I disagree with Richard's conclusions, and I don't really see the
relevance of his arguments.

What he did with Visual Basic could have been done, in the same amount
of time, using almost any language, given the same components to play

Indeed, surely most of the readers of this list will have had the
experience, once or twice, of writing an Ada program (which really just
glues together a set of already written and debugged big subsystems) in
ten minutes, and being momentarily awestruck to find it work perfectly,
and powerfully, straight away. Ada can, occasionally, be that kind of
language, more than Visual Basic ever will.

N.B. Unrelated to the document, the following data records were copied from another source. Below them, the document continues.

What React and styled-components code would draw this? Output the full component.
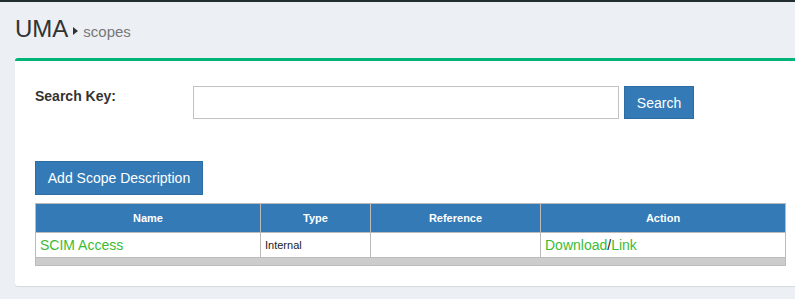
import React from 'react';
import styled, { createGlobalStyle } from 'styled-components';

const GlobalStyle = createGlobalStyle`
    body {
        margin: 0;
        background: #ecf0f5;
        font-family: "Liberation Sans", Arial, sans-serif;
        color: #333;
    }
`;

const App = () => {
    return (
        <Page>
            <GlobalStyle />
            <TopBar />
            <Header>
                <Title>UMA</Title>
                <Caret />
                <Sub>scopes</Sub>
            </Header>
            <Box>
                <SearchRow>
                    <Label>Search Key:</Label>
                    <Input type="text" />
                    <Button>Search</Button>
                </SearchRow>
                <AddButton>Add Scope Description</AddButton>
                <Table>
                    <colgroup>
                        <col style={{ width: 225 }} />
                        <col style={{ width: 110 }} />
                        <col style={{ width: 170 }} />
                        <col style={{ width: 245 }} />
                    </colgroup>
                    <thead>
                        <tr>
                            <Th>Name</Th>
                            <Th>Type</Th>
                            <Th>Reference</Th>
                            <Th>Action</Th>
                        </tr>
                    </thead>
                    <tbody>
                        <tr>
                            <Td><GreenLink>SCIM Access</GreenLink></Td>
                            <Td small>Internal</Td>
                            <Td></Td>
                            <Td><GreenLink>Download</GreenLink>/<GreenLink>Link</GreenLink></Td>
                        </tr>
                    </tbody>
                    <tfoot>
                        <tr>
                            <Foot colSpan={4}></Foot>
                        </tr>
                    </tfoot>
                </Table>
            </Box>
        </Page>
    );
}

const Page = styled.div`
    min-height: 299px;
`;

const TopBar = styled.div`
    height: 2px;
    background: #222d32;
`;

const Header = styled.div`
    display: flex;
    align-items: baseline;
    padding: 14px 15px 0;
    height: 26px;
`;

const Title = styled.h1`
    margin: 0;
    font-size: 24px;
    font-weight: 400;
    line-height: 26px;
    color: #333;
`;

const Caret = styled.span`
    display: inline-block;
    width: 0;
    height: 0;
    border-top: 4px solid transparent;
    border-bottom: 4px solid transparent;
    border-left: 5px solid #333;
    margin: 0 5px 0 5px;
    align-self: center;
    position: relative;
    top: 2px;
`;

const Sub = styled.small`
    font-size: 15px;
    color: #777;
`;

const Box = styled.div`
    margin: 16px 0 0 15px;
    background: #fff;
    border-top: 3px solid #00b377;
    border-radius: 3px 0 0 3px;
    box-shadow: 0 1px 1px rgba(0, 0, 0, 0.1);
    padding: 25px 0 20px 20px;
`;

const SearchRow = styled.div`
    display: flex;
    align-items: flex-start;
`;

const Label = styled.label`
    width: 158px;
    font-size: 14px;
    font-weight: 700;
    line-height: 20px;
`;

const Input = styled.input`
    box-sizing: border-box;
    width: 426px;
    height: 33px;
    border: 1px solid #c3c3c3;
    margin: 0;
    padding: 6px 12px;
    font-size: 14px;
    outline: none;
`;

const Button = styled.button`
    box-sizing: border-box;
    height: 33px;
    width: 70px;
    margin-left: 5px;
    background: #337ab7;
    border: 1px solid #2e6da4;
    color: #fff;
    font-family: "Liberation Sans", Arial, sans-serif;
    font-size: 14px;
    padding: 0;
`;

const AddButton = styled(Button)`
    display: block;
    width: 168px;
    height: 34px;
    margin: 42px 0 8px;
`;

const Table = styled.table`
    width: 750px;
    border-collapse: collapse;
    table-layout: fixed;
    border: 1px solid #bbb;
`;

const Th = styled.th`
    background: #337ab7;
    color: #fff;
    font-size: 11px;
    font-weight: 700;
    height: 28px;
    padding: 0 5px;
    border: 1px solid #bbb;
    text-align: center;
`;

const Td = styled.td`
    height: 24px;
    padding: 0 4px;
    border: 1px solid #bbb;
    font-size: ${props => (props.small ? '11px' : '14px')};
    color: #222;
    vertical-align: middle;
`;

const GreenLink = styled.a`
    color: #3cbb34;
    font-size: 14px;
    text-decoration: none;
`;

const Foot = styled.td`
    height: 7px;
    padding: 0;
    background: #ccc;
    border: 1px solid #bbb;
`;

export default App;
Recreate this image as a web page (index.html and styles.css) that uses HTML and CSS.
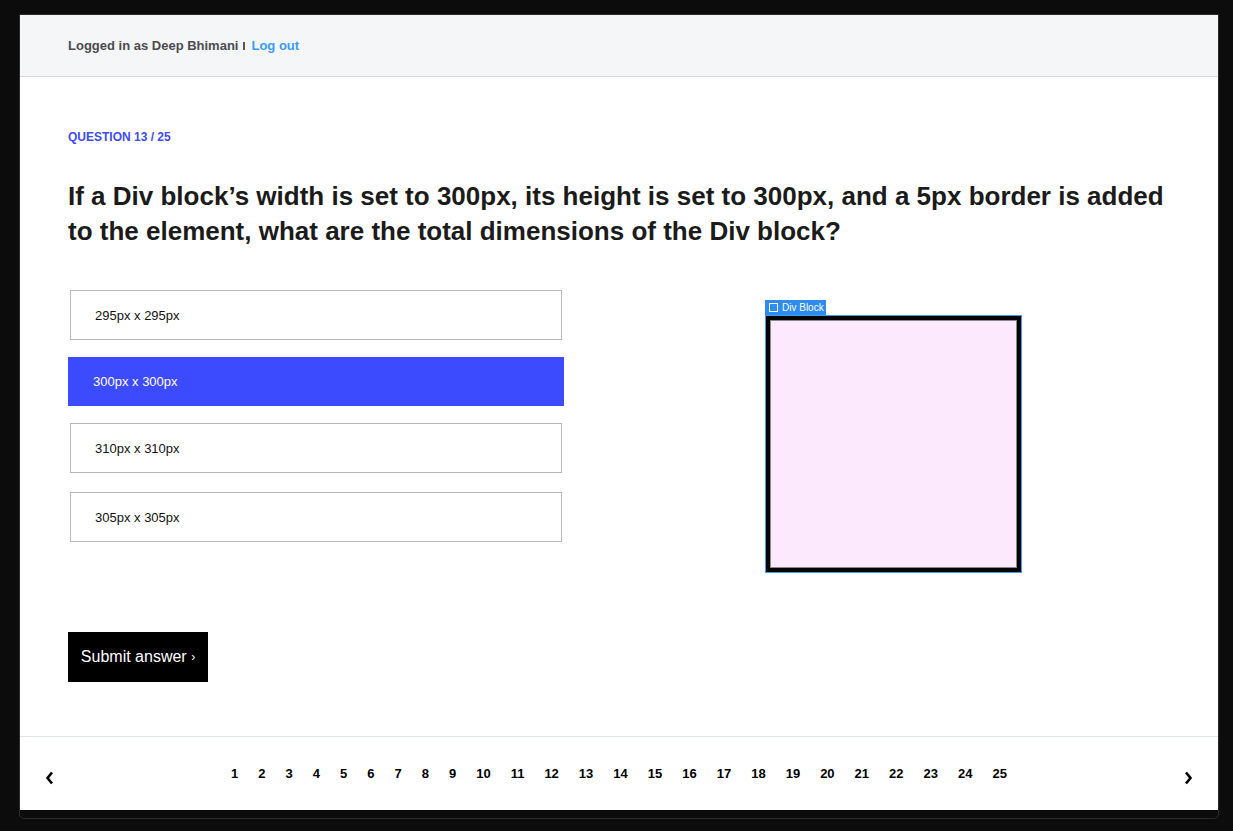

Would an HTTP server written in Ada be competing with Microsoft? I don't
think this is what anyone was suggesting. There must surely be certain
niche markets, requiring the combination of Ada and a web server, which
are too small to concern the likes of Microsoft, but which could,
nevertheless, be valuable markets. Even if some 'markets' are not
commercial, they could represent excellent opportunities for the
promotion of Ada.

I have been envisioning this application domain as being a potential
'seller' for my [ex-]pet project, the AdaOS. I plan to develop, in Ada:
a TCP/IP 'stack level'; an FTP server (daemon); an HTTP server; other
'RFC' servers (there are dozens). I don't anticipate these being
tremendously difficult to write (detail should not be confused with
difficulty), and Ada is the perfect language for this kind of software.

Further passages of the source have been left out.